- _GIVEN INFORMATION_
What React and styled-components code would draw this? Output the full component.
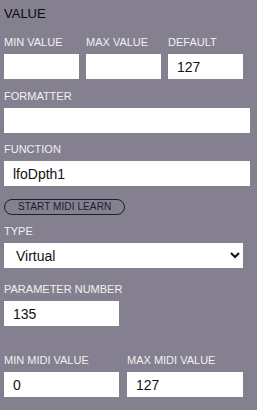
import React from 'react';
import styled, { createGlobalStyle } from 'styled-components';

const GlobalStyle = createGlobalStyle`
  html, body {
    margin: 0;
    padding: 0;
    background: #84808f;
  }
  body {
    font-family: "Liberation Sans", Arial, sans-serif;
  }
`;

const Panel = styled.div`
  width: 257px;
  height: 410px;
  box-sizing: border-box;
  padding: 6px 4px 0 4px;
  background: #84808f;
`;

const Title = styled.h2`
  margin: 0 0 15px 0;
  font-size: 13px;
  line-height: 15px;
  font-weight: normal;
  color: #0a0a0a;
`;

const Row = styled.div`
  display: flex;
  gap: ${props => props.gap || 7}px;
  margin-bottom: ${props => props.mb || 0}px;
`;

const Field = styled.div`
  display: flex;
  flex-direction: column;
  margin-bottom: ${props => props.mb || 0}px;
`;

const Label = styled.label`
  font-size: 11px;
  line-height: 13px;
  color: #f2f0f2;
  text-transform: uppercase;
  margin-bottom: 5px;
  white-space: nowrap;
`;

const Input = styled.input`
  box-sizing: border-box;
  width: ${props => props.w}px;
  height: 25px;
  border: none;
  outline: none;
  margin: 0;
  padding: 0 9px;
  background: #fff;
  color: #111;
  font-family: "Liberation Sans", Arial, sans-serif;
  font-size: 14px;
`;

const Select = styled.select`
  box-sizing: border-box;
  width: 239px;
  height: 25px;
  border: none;
  border-radius: 0;
  outline: none;
  margin: 0;
  padding: 0 8px;
  background: #fff;
  color: #111;
  font-family: "Liberation Sans", Arial, sans-serif;
  font-size: 14px;
`;

const PillButton = styled.button`
  align-self: flex-start;
  box-sizing: border-box;
  height: 16px;
  margin: 0 0 10px 0;
  padding: 0 13px;
  border: 1px solid #1e1e28;
  border-radius: 9px;
  background: transparent;
  color: #1c1c30;
  font-family: "Liberation Sans", Arial, sans-serif;
  font-size: 10px;
  line-height: 14px;
  letter-spacing: 0.1px;
  text-transform: uppercase;
  cursor: pointer;
`;

export default function App() {
  return (
    <Panel>
      <GlobalStyle />
      <Title>VALUE</Title>

      <Row mb={11}>
        <Field>
          <Label>Min value</Label>
          <Input w={75} defaultValue="" />
        </Field>
        <Field>
          <Label>Max value</Label>
          <Input w={75} defaultValue="" />
        </Field>
        <Field>
          <Label>Default</Label>
          <Input w={75} defaultValue="127" />
        </Field>
      </Row>

      <Field mb={10}>
        <Label>Formatter</Label>
        <Input w={246} defaultValue="" />
      </Field>

      <Field mb={10}>
        <Label>Function</Label>
        <Input w={246} defaultValue="lfoDpth1" />
      </Field>

      <PillButton>Start MIDI learn</PillButton>

      <Field mb={15}>
        <Label>Type</Label>
        <Select defaultValue="Virtual">
          <option>Virtual</option>
          <option>CC</option>
          <option>NRPN</option>
        </Select>
      </Field>

      <Field mb={28}>
        <Label>Parameter number</Label>
        <Input w={115} defaultValue="135" />
      </Field>

      <Row gap={8}>
        <Field>
          <Label>Min MIDI value</Label>
          <Input w={115} defaultValue="0" />
        </Field>
        <Field>
          <Label>Max MIDI value</Label>
          <Input w={116} defaultValue="127" />
        </Field>
      </Row>
    </Panel>
  );
}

- _GIVEN EXERCISE_
Transcribe all the lines above exactly, apart from the pictures.

- _EXERCISE RESULT_
What React and styled-components code would draw this? Output the full component.
import React from 'react';
import styled, { createGlobalStyle } from 'styled-components';

const GlobalStyle = createGlobalStyle`
  html, body {
    margin: 0;
    padding: 0;
    background: #84808f;
  }
  body {
    font-family: "Liberation Sans", Arial, sans-serif;
  }
`;

const Panel = styled.div`
  width: 257px;
  height: 410px;
  box-sizing: border-box;
  padding: 6px 4px 0 4px;
  background: #84808f;
`;

const Title = styled.h2`
  margin: 0 0 15px 0;
  font-size: 13px;
  line-height: 15px;
  font-weight: normal;
  color: #0a0a0a;
`;

const Row = styled.div`
  display: flex;
  gap: ${props => props.gap || 7}px;
  margin-bottom: ${props => props.mb || 0}px;
`;

const Field = styled.div`
  display: flex;
  flex-direction: column;
  margin-bottom: ${props => props.mb || 0}px;
`;

const Label = styled.label`
  font-size: 11px;
  line-height: 13px;
  color: #f2f0f2;
  text-transform: uppercase;
  margin-bottom: 5px;
  white-space: nowrap;
`;

const Input = styled.input`
  box-sizing: border-box;
  width: ${props => props.w}px;
  height: 25px;
  border: none;
  outline: none;
  margin: 0;
  padding: 0 9px;
  background: #fff;
  color: #111;
  font-family: "Liberation Sans", Arial, sans-serif;
  font-size: 14px;
`;

const Select = styled.select`
  box-sizing: border-box;
  width: 239px;
  height: 25px;
  border: none;
  border-radius: 0;
  outline: none;
  margin: 0;
  padding: 0 8px;
  background: #fff;
  color: #111;
  font-family: "Liberation Sans", Arial, sans-serif;
  font-size: 14px;
`;

const PillButton = styled.button`
  align-self: flex-start;
  box-sizing: border-box;
  height: 16px;
  margin: 0 0 10px 0;
  padding: 0 13px;
  border: 1px solid #1e1e28;
  border-radius: 9px;
  background: transparent;
  color: #1c1c30;
  font-family: "Liberation Sans", Arial, sans-serif;
  font-size: 10px;
  line-height: 14px;
  letter-spacing: 0.1px;
  text-transform: uppercase;
  cursor: pointer;
`;

export default function App() {
  return (
    <Panel>
      <GlobalStyle />
      <Title>VALUE</Title>

      <Row mb={11}>
        <Field>
          <Label>Min value</Label>
          <Input w={75} defaultValue="" />
        </Field>
        <Field>
          <Label>Max value</Label>
          <Input w={75} defaultValue="" />
        </Field>
        <Field>
          <Label>Default</Label>
          <Input w={75} defaultValue="127" />
        </Field>
      </Row>

      <Field mb={10}>
        <Label>Formatter</Label>
        <Input w={246} defaultValue="" />
      </Field>

      <Field mb={10}>
        <Label>Function</Label>
        <Input w={246} defaultValue="lfoDpth1" />
      </Field>

      <PillButton>Start MIDI learn</PillButton>

      <Field mb={15}>
        <Label>Type</Label>
        <Select defaultValue="Virtual">
          <option>Virtual</option>
          <option>CC</option>
          <option>NRPN</option>
        </Select>
      </Field>

      <Field mb={28}>
        <Label>Parameter number</Label>
        <Input w={115} defaultValue="135" />
      </Field>

      <Row gap={8}>
        <Field>
          <Label>Min MIDI value</Label>
          <Input w={115} defaultValue="0" />
        </Field>
        <Field>
          <Label>Max MIDI value</Label>
          <Input w={116} defaultValue="127" />
        </Field>
      </Row>
    </Panel>
  );
}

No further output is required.